2 teachers win awards

Deena Amont thought she was going to a meeting Thursday morning.

But when she got to the “meeting,” the Lawrence High School art teacher heard a state official tell her over a speaker phone she’d won an award.

“Deena obviously was flabbergasted,” said LHS Principal Steve Nilhas.

Amont heard she had received one of 31 Kansas Horizon Awards. The Kansas State Department of Education gives up to 32 awards each year to outstanding teachers who’ve completed their first year of teaching.

Baldwin Elementary School second-grade teacher Adriane Mercer was notified Wednesday that she also won one of the awards.

“We hope that she’ll stay forever,” said her principal, Deb Ehling-Gwin. “She’s real young but very mature”

Mercer graduated from Ottawa University, Ehling-Gwin said.

Amont started teaching at LHS after administering the Golf Course Superintendents Association of America’s continuing education program.

She graduated from Rutgers University in 1985 with a degree in plant science.
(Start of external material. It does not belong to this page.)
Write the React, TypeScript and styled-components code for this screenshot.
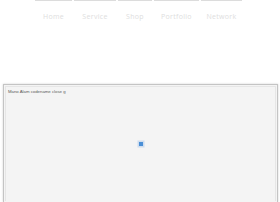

She taught and administered classes in New Jersey for floral designers, landscape architects and other horticulture professionals.

Lawrence High School art teacher Deena Amont, left, is surprised to see her classroom decorated in her honor after she received the Kansas Horizon Award, which recognizes exemplary first-year teachers. At right Thursday is Amont's colleague and LHS art teacher Angelia Perkins.

But she returned to school and earned an art teaching certificate from Kansas University two years ago.

“Kids can take a creative idea or assignment and just go with it in ways you would never expect,” she said of her students.

Besides the phone calls from State Education Commissioner Andy Tompkins, the 31 winners will be recognized at a February luncheon.

“She’s been a tremendous asset,” Nilhas said of Amont.